13 Dicembre 2024

I toni del ministro dell’Economia salgono ogni giorno di più. Il Superbonus, che già dopo le brutte avvisaglie di agosto gli faceva venire i «mal di pancia», oggi per Giancarlo Giorgetti è diventato «un mostro che ha distrutto le condizioni della finanza pubblica». Di più. Una droga psichedelica, un «Lsd» per i conti dello Stato. «Lassismo, sussidi e debito devono finire!» tuona Giorgetti nell’Aula della Camera, che ieri ha dato via libera al Def. Sempre a causa del Superbonus il deficit 2023 è stato appena rialzato di 4,5 miliardi al 7,4%, il più alto nella Ue, e potrebbe non essere finita qui. Anche le agenzie di rating cominciano a preoccuparsi, e Giorgetti è ormai deciso a mettere il punto definitivo sulla vicenda. Sul decreto che blocca sconti in fattura, cessione dei crediti e lavori non avviati, non accetterà un allargamento delle maglie, ma anzi prepara una nuova stretta. E ha già fatto capire ad alcuni colleghi di governo e ai parlamentari di maggioranza più vicini che non è disposto a compromessi, a costo di mettere in gioco il proprio incarico.
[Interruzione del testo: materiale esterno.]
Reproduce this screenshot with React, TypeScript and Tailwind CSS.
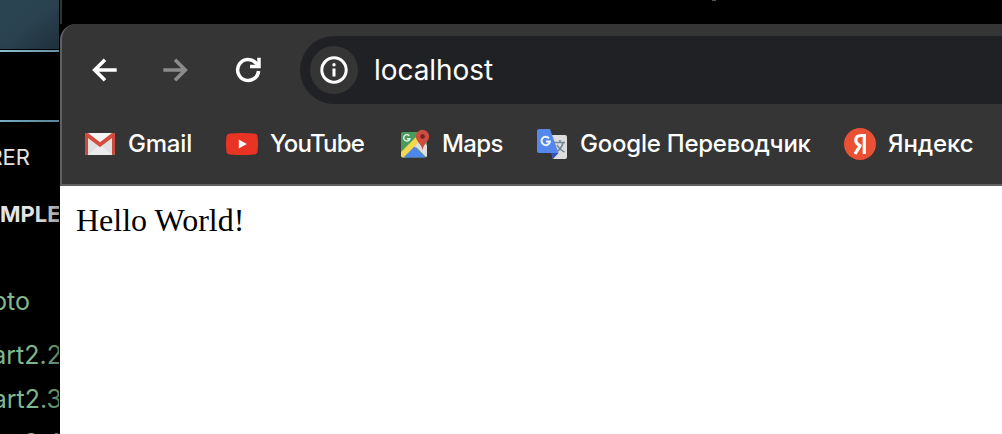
import type { ReactNode } from "react";

function GmailIcon() {
  return (
    <svg width="32" height="32" viewBox="0 0 32 32">
      <rect x="1" y="5" width="30" height="22" rx="2" fill="#e0e0e0" />
      <path d="M4 27 16 16l12 11z" fill="#ececec" />
      <path d="M3 5h26L16 14.500z" fill="#f4f4f4" />
      <path d="M1 7q0-2 2-2l1 3v19H3q-2 0-2-2zM31 7q0-2-2-2l-1 3v19h1q2 0 2-2z" fill="#c8493d" />
      <path d="M2.500 5H4l12 9.200L28 5h1.500q1.500.5 1.300 3L16 19 1.200 8q-.2-2.500 1.300-3z" fill="#d54b3d" />
    </svg>
  );
}

function YouTubeIcon() {
  return (
    <svg width="32" height="32" viewBox="0 0 32 32">
      <path d="M4 5.400Q16 4.400 28 5.400q3.200.3 3.600 3.600.8 7 0 14-.4 3.300-3.600 3.600-12 1-24 0Q.8 26.300 .4 23-.4 16 .4 9 .8 5.700 4 5.400z" fill="#e93323" />
      <path d="M12.800 11.400v9.200l8-4.600z" fill="#fff" />
    </svg>
  );
}

function MapsIcon() {
  return (
    <svg width="32" height="32" viewBox="0 0 32 32">
      <defs>
        <clipPath id="map-sheet">
          <rect x="1" y="4" width="26" height="25.500" rx="2" />
        </clipPath>
      </defs>
      <g clipPath="url(#map-sheet)">
        <rect x="1" y="4" width="26" height="26" fill="#4a9c5c" />
        <path d="M0 25 17 8l6 5L4 31H0z" fill="#f4d84e" />
        <path d="m15 18 8-8 4 8v12z" fill="#dedede" />
        <path d="M3 30 14.500 18.500 26 30z" fill="#4f86ec" />
      </g>
      <path d="M9.300 7.800a3.200 3.200 0 1 0 .6 3H7" fill="none" stroke="#e5f3e8" strokeWidth="1.400" />
      <path d="M22.500 1.800a6.600 6.600 0 0 0-6.600 6.600c0 5 5.300 7 6.600 13.500 1.300-6.500 6.600-8.500 6.600-13.500a6.600 6.600 0 0 0-6.600-6.600z" fill="#cf4d3f" />
      <circle cx="22.600" cy="8.400" r="2.300" fill="#74261f" />
    </svg>
  );
}

function TranslateIcon() {
  return (
    <svg width="32" height="32" viewBox="0 0 32 32">
      <path d="M12 7h17q2 0 2 2v20q0 2-2 2H17z" fill="#dddddd" />
      <path d="M15 25h7.500L17 31z" fill="#3451b5" />
      <g fill="none" stroke="#718793" strokeWidth="1.600">
        <path d="M18 14.500h11M24 12v2.500M27 15q-1.500 6-7 9M21 17q2 4 7.500 7" />
      </g>
      <path d="M3 1h11l8.500 24H3q-2 0-2-2V3q0-2 2-2z" fill="#5688ec" />
      <path d="M13 10.300a4.200 4.200 0 1 0 .9 3.200H10" fill="none" stroke="#edf3fe" strokeWidth="2" />
    </svg>
  );
}

function YandexIcon() {
  return (
    <svg width="32" height="32" viewBox="0 0 32 32">
      <circle cx="16" cy="16" r="16" fill="#ea5033" />
      <path d="M20.300 26V7.500H17.300q-5.500 0-5.500 4.800 0 2.700 2.500 4.200l2.700 1.800M16.300 17.300 11 26" fill="none" stroke="#fff" strokeWidth="3.200" />
    </svg>
  );
}

function Bookmark({ className, icon, children }: { className: string; icon: ReactNode; children: ReactNode }) {
  return (
    <div className={`flex h-8 shrink-0 items-center whitespace-nowrap ${className}`}>
      <span className="shrink-0">{icon}</span>
      <span>{children}</span>
    </div>
  );
}

function Sidebar() {
  return (
    <aside className="relative flex h-full w-[60px] shrink-0 flex-col overflow-hidden border-r border-black bg-black font-['Inter','Liberation_Sans',sans-serif] whitespace-nowrap">
      <div className="h-[49px] shrink-0 bg-linear-to-br from-[#2b4552] via-[#2a424f] to-[#1d303a]" />
      <div className="mt-px h-[2px] shrink-0 bg-linear-to-r from-[#8fc0d1] to-[#67909f]" />
      <div className="mt-[68px] h-[2px] shrink-0 bg-linear-to-r from-[#78afc1] to-[#568596]" />
      <div className="mt-[20px] flex h-[30px] w-[30px] shrink-0 items-center justify-end text-[22px] text-[#e4e4e4]">RER</div>
      <div className="mt-[27px] flex h-[30px] shrink-0 items-center text-[22px] font-bold text-[#e4e4e4]">MPLE</div>
      <div className="mt-[57px] flex h-[32px] w-[30px] shrink-0 items-center justify-end text-[25px] text-[#80b78d]">pto</div>
      <div className="mt-[22px] flex h-[32px] w-[62px] shrink-0 items-center justify-end text-[25px] text-[#80b78d]">art2.2</div>
      <div className="mt-[12px] flex h-[32px] w-[62px] shrink-0 items-center justify-end text-[25px] text-[#80b78d]">art2.3</div>
      <div className="mt-[12px] flex h-[32px] w-[62px] shrink-0 items-center justify-end text-[25px] text-[#80b78d]">rt2.4</div>
      <div className="absolute top-[200px] right-0 h-[234px] w-6 bg-linear-to-r from-transparent to-black/30" />
    </aside>
  );
}

export default function App() {
  return (
    <div className="flex h-[434px] w-[1002px] overflow-hidden bg-black">
      <Sidebar />
      <main className="relative flex min-w-0 flex-1 flex-col">
        <div className="flex h-6 shrink-0 border-l-2 border-[#333333] bg-black">
          <span className="ml-[650px] h-px w-1 bg-[#555555]" />
        </div>
        <header className="h-[162px] shrink-0 overflow-hidden rounded-tl-[16px] border-b-2 border-l-2 border-[#606060] bg-[#353535] font-['Inter','Liberation_Sans',sans-serif] text-white">
          <div className="mt-3 flex h-[68px] items-center pl-[26px]">
            <svg width="32" height="32" viewBox="0 0 32 32" fill="none" stroke="#fff" strokeWidth="3.600">
              <path d="M28.700 16H7M17 5.700 6.700 16 17 26.300" />
            </svg>
            <svg className="ml-[40px]" width="32" height="32" viewBox="0 0 32 32" fill="none" stroke="#8b8b8b" strokeWidth="3.600">
              <path d="M3.300 16H25M15 5.700 25.300 16 15 26.300" />
            </svg>
            <svg className="ml-[40px]" width="32" height="32" viewBox="0 0 32 32" fill="none" stroke="#fff" strokeWidth="3.500">
              <path d="M26.600 17A10.500 10.500 0 1 1 24 9l2.500 2.500" />
              <path d="M27 3.800v8.700H18" />
            </svg>
            <div className="ml-[36px] flex h-[68px] flex-1 items-center rounded-l-full bg-[#202124] pl-[10px]">
              <div className="flex size-12 items-center justify-center rounded-full bg-[#353535]">
                <svg width="28" height="28" viewBox="0 0 28 28">
                  <circle cx="14" cy="14" r="12.200" fill="none" stroke="#fff" strokeWidth="3" />
                  <circle cx="14" cy="8.700" r="1.700" fill="#fff" />
                  <path d="M14 12.500v8" stroke="#fff" strokeWidth="3" />
                </svg>
              </div>
              <span className="ml-4 text-[28px] tracking-[-0.05px]">localhost</span>
            </div>
          </div>
          <nav className="mt-6 flex h-8 items-center text-[24px] font-medium">
            <Bookmark className="ml-[22px] w-[142px] gap-3 tracking-[-0.2px]" icon={<GmailIcon />}>Gmail</Bookmark>
            <Bookmark className="w-[174px] gap-3 tracking-[-0.8px]" icon={<YouTubeIcon />}>YouTube</Bookmark>
            <Bookmark className="w-[136px] gap-2.5 tracking-[-0.65px]" icon={<MapsIcon />}>Maps</Bookmark>
            <Bookmark className="w-[308px] gap-3 tracking-[-0.23px]" icon={<TranslateIcon />}>Google Переводчик</Bookmark>
            <Bookmark className="w-[150px] gap-3 tracking-[-0.1px]" icon={<YandexIcon />}>Яндекс</Bookmark>
          </nav>
        </header>
        <section className="flex-1 bg-white pt-4 pl-4 font-['Liberation_Serif',serif] text-[32px] leading-[37px] text-black">
          Hello World!
        </section>
      </main>
    </div>
  );
}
La partita, nel momento in cui ripartono le regole Ue sulla finanza pubblica, è cruciale. Secondo l’agenzia di rating Fitch, il 110% fuori controllo sta spingendo il debito troppo in alto, al 142,3% nel 2027 (ma l’agenzia non esclude una revisione del Pil al rialzo nel 2023), mentre il governo ipotizza il 139,6%. Occorre dunque un intervento «per ridurre il rapporto debito/Pil già nel breve periodo» ripete Giorgetti. Ci si arriverà allungando da 4 a 10 anni il periodo di recupero dei crediti di imposta legati al 110% già in circolazione. Intervento drastico, ma necessario per non deragliare secondo il ministro.
Dei 355 emendamenti presentati al decreto Superbonus in Senato rimarrà, dunque, ben poca cosa. Quelli che puntano ad allentare la stretta, ma che non hanno copertura finanziaria, non saranno neanche esaminati.
Dopo questa scrematura ne resteranno solo una trentina, per i quali andrà verificata, a quel punto, la qualità delle coperture. Molto difficile che se ne trovino di buone. Anche il governo, ora, non ha risorse libere, tanto che ha fatto slittare il bonus sulle tredicesime.
Le priorità dell’esecutivo sono altre. «Bello il 110% che fa schizzare il Pil, ma poi a me mancano i soldi per la sanità, la scuola, la cultura, il sostegno alla natalità, ai redditi bassi, all’occupazione» dice Giorgetti alla Camera. E il quadro delle nuove regole Ue non aiuta: «Non è coerente — dice — con gli investimenti necessari per ambiente, digitale e difesa, anche se è meglio che tornare alle vecchie regole». Per definire gli obiettivi di finanza pubblica occorrerà aspettare le linee guida della Ue a giugno. «L’attesa è meglio dell’incertezza» dice Giorgetti. Ma a lui è già chiaro che nei prossimi anni ci aspetta un percorso durissimo.